Doch schon die erste Reaktion des polnischen Außenministers Radoslaw Sikorski war um Mäßigung bemüht: "Die Presse in Deutschland ist frei, ebenso wie in Polen." Das Außenministerium sieht trotz entsprechender Aufforderungen aus der Kaczynski-Partei keinen Handlungsbedarf. Sikorski gab die Aufgabe elegant an das "Institut des Nationalen Gedenkens" weiter, das die polnischen Stasi-Akten verwaltet, dessen Aufgabenbereich jedoch zurückreicht bis ins Jahr 1939 und auch Bildungsarbeit umfasst. Das Institut beeilte sich mitzuteilen, man werde dem "Spiegel" ein jüngst zur medialen Verwendung geschnürtes Päckchen mit Bildungsgut schicken: über jene Polen, die im Krieg Juden gerettet haben. Soweit das Erwartbare. Doch diesmal war da noch mehr: Die Fraktion der Nachdenklichen war nicht zu übersehen. Adam Rotfeld, Polens früherer Außenminister, der sein Überleben im Holocaust ukrainischen Mönchen in Galizien verdankt, schrieb sachlich: "Die Deutschen berühren jetzt Themen, die früher zu berühren sie nicht den Mut hatten." 60 Jahre nach Kriegsende lebe in Deutschland nun einmal "eine ganz neue Generation, die eine ganz neue Erinnerung an den Krieg hat". In der Tat habe in vielen Völkern "das immanente Böse" geschlummert; der deutsche Nazismus habe es zum Ausbruch kommen lassen. Den "Spiegel" nahm Rotfeld in Schutz.

Auch die liberale "Gazeta Wyborcza" mahnte von Anfang an zur Besonnenheit. Die oft vorgebrachte Behauptung, die Deutschen wollten "ihre Geschichte relativieren", entspringe einer "ziemlich paranoiden Vision". Die Titelseite der deutschen Publikation ("Hitlers europäische Helfer beim Judenmord") sei zwar ein "widerlicher Marketing-Gag", aber mehr auch nicht. Wundern könne man sich lediglich über die Aussage der deutschen Autoren, Polen sei bei der Aufarbeitung dunkler Flecken in seiner Vergangenheit ganz am Anfang.

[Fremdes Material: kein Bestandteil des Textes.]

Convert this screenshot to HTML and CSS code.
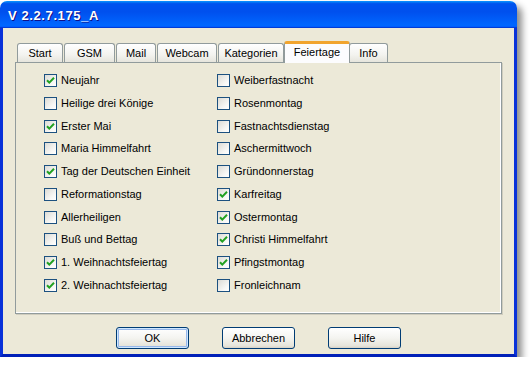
FILE: index.html
```html
<!DOCTYPE HTML>
<html lang="de">
<head>
    <meta charset="UTF-8">
    <title>V 2.2.7.175_A</title>
    <link rel="stylesheet" href="styles.css">
</head>
<body>
    <div class="window">
        <div class="titlebar">V 2.2.7.175_A</div>
        <div class="frame">
            <div class="tabs">
                <div class="tab tab-start">Start</div>
                <div class="tab tab-gsm">GSM</div>
                <div class="tab tab-mail">Mail</div>
                <div class="tab tab-webcam">Webcam</div>
                <div class="tab tab-kat">Kategorien</div>
                <div class="tab tab-feier active">Feiertage</div>
                <div class="tab tab-info">Info</div>
            </div>
            <div class="panel">
                <ul class="col">
                    <li><span class="box on"><svg viewBox="0 0 11 11"><path d="M2 5.2 L4.3 7.6 L9 2.8"/></svg></span>Neujahr</li>
                    <li><span class="box"></span>Heilige drei Könige</li>
                    <li><span class="box on"><svg viewBox="0 0 11 11"><path d="M2 5.2 L4.3 7.6 L9 2.8"/></svg></span>Erster Mai</li>
                    <li><span class="box"></span>Maria Himmelfahrt</li>
                    <li><span class="box on"><svg viewBox="0 0 11 11"><path d="M2 5.2 L4.3 7.6 L9 2.8"/></svg></span>Tag der Deutschen Einheit</li>
                    <li><span class="box"></span>Reformationstag</li>
                    <li><span class="box"></span>Allerheiligen</li>
                    <li><span class="box"></span>Buß und Bettag</li>
                    <li><span class="box on"><svg viewBox="0 0 11 11"><path d="M2 5.2 L4.3 7.6 L9 2.8"/></svg></span>1. Weihnachtsfeiertag</li>
                    <li><span class="box on"><svg viewBox="0 0 11 11"><path d="M2 5.2 L4.3 7.6 L9 2.8"/></svg></span>2. Weihnachtsfeiertag</li>
                </ul>
                <ul class="col">
                    <li><span class="box"></span>Weiberfastnacht</li>
                    <li><span class="box"></span>Rosenmontag</li>
                    <li><span class="box"></span>Fastnachtsdienstag</li>
                    <li><span class="box"></span>Aschermittwoch</li>
                    <li><span class="box"></span>Gründonnerstag</li>
                    <li><span class="box on"><svg viewBox="0 0 11 11"><path d="M2 5.2 L4.3 7.6 L9 2.8"/></svg></span>Karfreitag</li>
                    <li><span class="box on"><svg viewBox="0 0 11 11"><path d="M2 5.2 L4.3 7.6 L9 2.8"/></svg></span>Ostermontag</li>
                    <li><span class="box on"><svg viewBox="0 0 11 11"><path d="M2 5.2 L4.3 7.6 L9 2.8"/></svg></span>Christi Himmelfahrt</li>
                    <li><span class="box on"><svg viewBox="0 0 11 11"><path d="M2 5.2 L4.3 7.6 L9 2.8"/></svg></span>Pfingstmontag</li>
                    <li><span class="box"></span>Fronleichnam</li>
                </ul>
            </div>
            <div class="buttons">
                <button class="btn default">OK</button>
                <button class="btn">Abbrechen</button>
                <button class="btn">Hilfe</button>
            </div>
        </div>
    </div>
</body>
</html>
```

FILE: styles.css
```css
body{margin:0;background:#fff;font-family:"Liberation Sans",Arial,sans-serif;font-size:11px;color:#000;}
ul,li{margin:0;padding:0;list-style:none;}

.window{
    width:517px;
    height:356px;
    margin-top:1px;
    display:flex;
    flex-direction:column;
    border-radius:7px 7px 0 0;
    box-shadow:5px 5px 7px rgba(0,0,0,.45);
}
.titlebar{
    height:27px;
    padding:0 0 0 8px;
    box-sizing:border-box;
    border-radius:7px 7px 0 0;
    background:linear-gradient(to bottom,#0997ff 0%,#0053ee 10%,#0050ee 40%,#0066ff 88%,#0066ff 93%,#005bff 95%,#003dd7 96%,#003dd7 100%);
    color:#fff;
    font-size:13px;
    font-weight:bold;
    letter-spacing:.6px;
    line-height:29px;
    text-shadow:1px 1px #0f1089;
}
.frame{
    flex:1;
    display:flex;
    flex-direction:column;
    background:#ece9d8;
    border:3px solid #0831d9;
    border-top:none;
    border-bottom-color:#0020b8;
}
.tabs{
    display:flex;
    align-items:flex-end;
    height:21px;
    margin:13px 0 0 14px;
    position:relative;
    z-index:1;
}
.tab{
    height:19px;
    box-sizing:border-box;
    margin-right:1px;
    border:1px solid #919b9c;
    border-bottom:none;
    border-radius:3px 3px 0 0;
    background:linear-gradient(to bottom,#fff,#f3f3ef 60%,#e6e5dd);
    text-align:center;
    line-height:18px;
}
.tab-start{width:46px;}
.tab-gsm{width:51px;}
.tab-mail{width:40px;}
.tab-webcam{width:60px;}
.tab-kat{width:66px;}
.tab-feier{width:66px;}
.tab-info{width:39px;margin-left:-1px;}
.tab.active{
    height:22px;
    margin:0 0 -1px -1px;
    border-top:3px solid #f1a42e;
    border-radius:3px 3px 0 0;
    background:#fcfcfe;
    line-height:17px;
}
.panel{
    height:252px;
    box-sizing:border-box;
    margin:0 12px;
    padding:11px 0 0 28px;
    display:flex;
    border:1px solid #919b9c;
    box-shadow:inset -1px -1px 0 #fff,1px 1px 0 #d0cdbe;
}
.col{
    width:173px;
}
.col li{
    height:22.75px;
    display:flex;
    align-items:flex-start;
    line-height:13px;
}
.box{
    width:13px;
    height:13px;
    box-sizing:border-box;
    margin-right:4px;
    border:1px solid #1c5180;
    background:linear-gradient(135deg,#dcdbd5,#f8f8f6 70%,#fff);
    flex:none;
}
.box svg{
    display:block;
    width:11px;
    height:11px;
}
.box path{
    fill:none;
    stroke:#21a121;
    stroke-width:2;
}
.buttons{
    display:flex;
    justify-content:center;
    gap:33px;
    margin-top:13px;
}
.btn{
    width:73px;
    height:22px;
    padding:0;
    border:1px solid #003c74;
    border-radius:3px;
    background:linear-gradient(to bottom,#fff,#f4f4f0 50%,#e6e4da 90%,#d6d0c5);
    font-family:"Liberation Sans",Arial,sans-serif;
    font-size:11px;
    color:#000;
}
.btn.default{
    box-shadow:inset 0 0 0 1px #cee7ff,inset 0 0 0 2px #98b8ea;
}
```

Inzwischen hat die polnische Holocaust-Forschung, ebenso wie die Untersuchung des landeseigenen Antisemitismus, aber auch des Phänomens der Rettung von Juden, zu dieser Aufarbeitung wichtige Beiträge geliefert. Einer der Beitragenden ist der schwedische Historiker Gunnar Paulsson, der in Polen kürzlich ein Buch über diese Rettungsaktionen und ihren Kontext veröffentlicht hat. Er schätzt, allein in Warschau hätten sich bis zu 60 000 Polen wissentlich an der Rettung von Juden beteiligt - eine unter Lebensgefahr geleistete Arbeit, deren Früchte jedoch durch die "Gegenseite", durch einige tausend Verräter in der Stadt, die so genannten "Schmalzowniks", oft genug zunichte gemacht wurden.